If you made these mashed potatoes with a cheesy twist, let me know what you think in the comments below! Questions? Don't hesitate to ask. You can also find me on Instagram.
Boursin Mashed Potatoes
- 3 pounds Yukon Gold or Russet potatoes
- 1/2 cup butter (1 stick) softened
- 1/2 cup heavy/whipping cream
- 1 (5.2 oz/150g) packsge Boursin cheese softened
- 2-3 cloves garlic minced
- 1/2 teaspoon salt see note
- Pepper to taste
- Fresh chives chopped, optional
- I didn't peel the Yukon Golds I used for this recipe, but you can if you prefer (or peel half of them). Cut the potatoes into halves (or thirds if they're large). Add them to a large pot of salted water and boil until a sharp knife easily pierces them.
- Meanwhile, while the potatoes are boiling, add the butter, cream, Boursin, garlic, and salt & pepper to a small saucepan over low heat. Let it slowly warm through (turn off the heat once it's warm or it'll get too thick). Stir occasionally.
- Drain the potatoes and leave them in the pot. Pour in half the cream mixture and mash them a bit then add the other half and finish mashing until it's all incorporated and creamy. Try not to over-mash or the potatoes may end up gluey.

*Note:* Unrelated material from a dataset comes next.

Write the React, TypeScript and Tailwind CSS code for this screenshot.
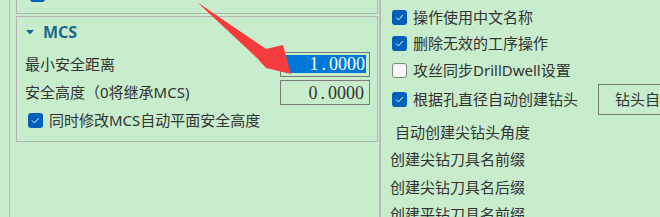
import React from "react";

const CJK = "font-[family-name:'Noto_Sans','Noto_Sans_CJK_SC',sans-serif]";
const NUM = "font-[family-name:'Liberation_Serif',serif]";

function Check({ checked }: { checked: boolean }) {
  if (!checked) {
    return (
      <span className="block h-[15px] w-[15px] shrink-0 rounded-[3px] border border-[#858585] bg-[#f8f8f8]" />
    );
  }
  return (
    <span className="flex h-[15px] w-[15px] shrink-0 items-center justify-center rounded-[3px] bg-[#005fb8]">
      <svg width="11" height="11" viewBox="0 0 16 16" fill="none">
        <path
          d="M3.5 8.5l3 3 6-6.5"
          stroke="white"
          strokeWidth="1.4"
          strokeLinecap="round"
          strokeLinejoin="round"
        />
      </svg>
    </span>
  );
}

function NumberBox({ value, selected }: { value: string; selected?: boolean }) {
  const [int, dec] = value.split(".");
  const digits = (
    <span className={`${NUM} flex text-[18px] leading-none`}>
      <span>{int}</span>
      <span className="mx-[3px]">.</span>
      <span>{dec}</span>
    </span>
  );
  return (
    <div className="flex h-[25px] w-[90px] shrink-0 border border-[#7a7a7a]">
      {selected ? (
        <div className="mb-[3px] ml-[4px] mr-[3px] mt-[2px] flex flex-1 items-center justify-between bg-[#0078d7] pr-[1px] text-white">
          <span className="h-[10px] w-[1px] self-end bg-[#d9822b]" />
          {digits}
        </div>
      ) : (
        <div className="flex flex-1 items-center justify-end pr-[5px] text-[#333]">{digits}</div>
      )}
    </div>
  );
}

function OptionRow({ checked, label }: { checked: boolean; label: string }) {
  return (
    <div className="flex h-[26.5px] shrink-0 items-center gap-[6px] pl-[11px]">
      <Check checked={checked} />
      <span className="whitespace-nowrap leading-none">{label}</span>
    </div>
  );
}

export default function App() {
  return (
    <div
      className={`${CJK} relative flex h-[217px] w-[660px] overflow-hidden bg-[#c7edcc] text-[15px] text-[#333]`}
    >
      {/* row strip on the far left */}
      <div className="flex w-[10px] shrink-0 flex-col border-r border-[#b9b9b9]">
        <div className="h-[20px] shrink-0 border-b border-[#d9e6da]" />
        {Array.from({ length: 8 }).map((_, i) => (
          <div key={i} className="h-[24px] shrink-0 border-b border-[#d9e6da]" />
        ))}
      </div>

      {/* left settings column */}
      <div className="flex w-[371px] shrink-0 flex-col border-r-2 border-[#b9b9b9] pl-[6px] pr-[1px]">
        <div className="h-[14px] shrink-0 overflow-hidden border-x border-b border-[#b4b4b4]">
          <div className="-mt-[13px] ml-[13px]">
            <Check checked />
          </div>
        </div>

        <div className="mt-[2px] flex h-[126px] shrink-0 flex-col border border-[#b4b4b4]">
          <div className="flex h-[30px] items-center gap-[9px] pl-[9px]">
            <svg width="8" height="5" viewBox="0 0 8 5">
              <polygon points="0,0 8,0 4,4.5" fill="#1b6a88" />
            </svg>
            <span className="text-[16px] font-bold leading-none text-[#1b6a88]">MCS</span>
          </div>

          <div className="mt-[5px] flex h-[25px] items-center justify-between pl-[8px] pr-[7px]">
            <span className="leading-none">最小安全距离</span>
            <NumberBox value="1.0000" selected />
          </div>
          <div className="mt-[3px] flex h-[25px] items-center justify-between pl-[8px] pr-[7px]">
            <span className="leading-none">安全高度（0将继承MCS)</span>
            <NumberBox value="0.0000" />
          </div>
          <div className="mt-[3px] flex h-[24px] items-center gap-[6px] pl-[11px]">
            <Check checked />
            <span className="leading-none">同时修改MCS自动平面安全高度</span>
          </div>
        </div>
      </div>

      {/* right settings column */}
      <div className="flex min-w-0 flex-1 flex-col pt-[4px]">
        <OptionRow checked label="操作使用中文名称" />
        <OptionRow checked label="删除无效的工序操作" />
        <OptionRow checked={false} label="攻丝同步DrillDwell设置" />
        <div className="flex h-[31px] shrink-0 items-center pl-[11px]">
          <Check checked />
          <span className="ml-[6px] whitespace-nowrap leading-none">根据孔直径自动创建钻头</span>
          <button className="ml-[20px] flex h-[31px] shrink-0 items-center whitespace-nowrap border border-[#7a7a7a] px-[16px] leading-none">
            钻头自动创建设置
          </button>
        </div>
        <div className="mt-[4px] flex h-[27.5px] shrink-0 items-center pl-[14px] leading-none">自动创建尖钻头角度</div>
        <div className="flex h-[27.5px] shrink-0 items-center pl-[9px] leading-none">创建尖钻刀具名前缀</div>
        <div className="flex h-[27.5px] shrink-0 items-center pl-[9px] leading-none">创建尖钻刀具名后缀</div>
        <div className="flex h-[27.5px] shrink-0 items-center pl-[9px] leading-none">创建平钻刀具名前缀</div>
      </div>

      {/* red annotation arrow */}
      <svg
        className="pointer-events-none absolute left-0 top-0"
        width="660"
        height="217"
        viewBox="0 0 660 217"
      >
        <polygon points="197,2 266,49 283,45 291,74 266,68 257,58" fill="#f53c3c" />
      </svg>
    </div>
  );
}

- Serve the potatoes with fresh chives sprinkled on top if desired. You could also add a couple extra pats of butter.
- Serves 6-8 depending on portion size.
- 1/2 teaspoon of salt is a starting point - I personally would go up to 1 teaspoon, so taste and adjust as needed.
- Nutritional information is provided as a courtesy only and should be construed as an estimate rather than a guarantee. Ingredients can vary and Salt & Lavender makes no guarantees to the accuracy of this information.